Praca jako tłumacz języka obcego dla wielu osób wydaje się spełnieniem marzeń. Jednak nie każda osoba ma predyspozycje do mycia tłumaczem. Szacuje się, że tylko 3 na 100 osób kończących filologię faktycznie zostają tłumaczami. Dlaczego? Ponieważ trzeba opanować nie tylko język obcy np. język włoski, ale bardzo dobrze posługiwać się językiem polskim, umieć pracować pod presją, na czas czy chociażby spędzać długie godzin przeszukując słowniki, aby znaleźć właściwe tłumaczenie nieczęsto używanego zwrotu.
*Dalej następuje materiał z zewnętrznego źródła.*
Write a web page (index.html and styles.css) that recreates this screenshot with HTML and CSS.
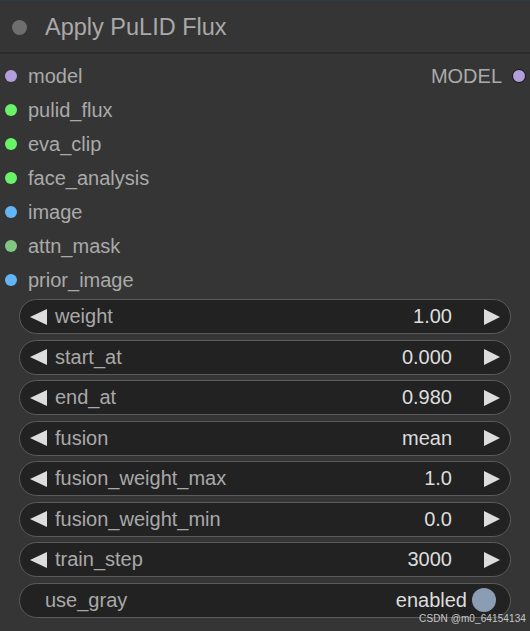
FILE: index.html
```html
<!DOCTYPE html>
<html>
<head>
<meta charset="utf-8">
<link rel="stylesheet" href="styles.css">
</head>
<body>
<div class="node">
  <div class="header">
    <span class="hdot"></span>
    <span class="title">Apply PuLID Flux</span>
  </div>
  <div class="body">
    <div class="slots">
      <div class="row">
        <div class="in"><span class="dot c-model"></span>model</div>
        <div class="out">MODEL<span class="dot odot c-model"></span></div>
      </div>
      <div class="row"><div class="in"><span class="dot c-green"></span>pulid_flux</div></div>
      <div class="row"><div class="in"><span class="dot c-green"></span>eva_clip</div></div>
      <div class="row"><div class="in"><span class="dot c-green"></span>face_analysis</div></div>
      <div class="row"><div class="in"><span class="dot c-image"></span>image</div></div>
      <div class="row"><div class="in"><span class="dot c-mask"></span>attn_mask</div></div>
      <div class="row"><div class="in"><span class="dot c-image"></span>prior_image</div></div>
    </div>
    <div class="widgets">
      <div class="w"><span class="la"></span><span class="lbl">weight</span><span class="val">1.00</span><span class="ra"></span></div>
      <div class="w"><span class="la"></span><span class="lbl">start_at</span><span class="val">0.000</span><span class="ra"></span></div>
      <div class="w"><span class="la"></span><span class="lbl">end_at</span><span class="val">0.980</span><span class="ra"></span></div>
      <div class="w"><span class="la"></span><span class="lbl">fusion</span><span class="val">mean</span><span class="ra"></span></div>
      <div class="w"><span class="la"></span><span class="lbl">fusion_weight_max</span><span class="val">1.0</span><span class="ra"></span></div>
      <div class="w"><span class="la"></span><span class="lbl">fusion_weight_min</span><span class="val">0.0</span><span class="ra"></span></div>
      <div class="w"><span class="la"></span><span class="lbl">train_step</span><span class="val">3000</span><span class="ra"></span></div>
      <div class="w toggle"><span class="lbl">use_gray</span><span class="val">enabled</span><span class="knob"></span></div>
    </div>
  </div>
  <div class="mark">CSDN @m0_64154134</div>
</div>
</body>
</html>
```
FILE: styles.css
```css
html, body {
  margin: 0;
  padding: 0;
  background: #353535;
}
body {
  width: 530px;
  height: 631px;
  overflow: hidden;
  font-family: "Liberation Sans", Arial, sans-serif;
}
.node {
  position: relative;
  height: 631px;
  border-top: 1px solid #2c3b45;
  box-sizing: border-box;
}
.header {
  height: 51px;
  display: flex;
  align-items: center;
  background: #353535;
  border-bottom: 2px solid #2b2b2b;
}
.hdot {
  width: 15px;
  height: 15px;
  border-radius: 50%;
  background: #6e6e6e;
  margin-left: 12px;
  margin-right: 18px;
  margin-top: 1px;
}
.title {
  color: #a9a9a9;
  font-size: 23.5px;
  margin-top: 1px;
}
.body {
  padding-top: 5px;
}
.row {
  height: 34px;
  display: flex;
  align-items: center;
  justify-content: space-between;
  font-size: 20px;
  color: #aaaaaa;
}
.in {
  display: flex;
  align-items: center;
}
.out {
  display: flex;
  align-items: center;
}
.dot {
  width: 12px;
  height: 12px;
  border-radius: 50%;
  margin-left: 5px;
  margin-right: 11px;
  box-sizing: border-box;
}
.odot {
  margin-left: 10px;
  margin-right: 4px;
  width: 14px;
  height: 14px;
  border: 1.5px solid #111;
}
.c-model { background: #b39ddb; }
.c-green { background: #6af36a; }
.c-image { background: #64b5f6; }
.c-mask { background: #81c784; }
.widgets {
  display: flex;
  flex-direction: column;
  gap: 5.5px;
  padding: 2px 19px 0 19px;
}
.w {
  height: 35px;
  box-sizing: border-box;
  border: 1.5px solid #5b5b5b;
  border-radius: 18px;
  background: #222222;
  display: flex;
  align-items: center;
  font-size: 20px;
}
.la {
  width: 0;
  height: 0;
  border-top: 8px solid transparent;
  border-bottom: 8px solid transparent;
  border-right: 17px solid #dddddd;
  margin-left: 10px;
  margin-right: 8px;
}
.ra {
  width: 0;
  height: 0;
  border-top: 8px solid transparent;
  border-bottom: 8px solid transparent;
  border-left: 16px solid #dddddd;
  margin-left: 32px;
  margin-right: 10px;
}
.lbl {
  color: #a9a9a9;
  flex: 1;
}
.val {
  color: #dddddd;
}
.toggle .lbl {
  margin-left: 25px;
}
.knob {
  width: 24px;
  height: 24px;
  border-radius: 50%;
  background: #8a9db2;
  margin-left: 5px;
  margin-right: 14px;
}
.mark {
  position: absolute;
  right: 4px;
  bottom: 7px;
  font-size: 10px;
  color: #c8c8c8;
  letter-spacing: 0.1px;
}
```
Początkiem są oczywiście studia filologiczne. Zwykle studiuje się język główny np. włoski i uczy dodatkowego języka: najczęściej angielski, niemiecki, francuski, hiszpański. Na studiach specjalistycznych można się bardzo dużo nauczyć o języku, kraju, regionach czy też jak w wypadku języka włoskiego o dialektach regionalnych. Wszystko to wpływa na jakość tłumaczeń. Oczywiście sama perfekcyjna znajomość gramatyki i duży zasób słów to podstawa, ale w wielu wypadkach tłumacz będzie musiał odnieść się w swoim tłumaczeniu do historii i kultury kraju, czy też popisać się znajomością slangu. Dlatego tłumacz włoskiego ale także każdego innego języka na bieżąco powinien przyswajać nie tylko gramatykę i nowe słówka, ale też całą otoczkę językową.
Osoba, która chce pracować jako tłumacz przysięgły może zacząć od studiów II stopnia o kierunku prawniczym dla tłumaczy uwierzytelniających. Ponadto potrzebny jest tu zakres słownictwa prawniczego i urzędowego, które rzadko pojawia się na ogólnych studiach filologicznych, dlatego kluczowa jest nauka samemu lub praca dorywcza czy staż w biurze tłumaczeń. Po takim przygotowaniu można przystąpić do państwowego egzaminu na tłumacza przysięgłego.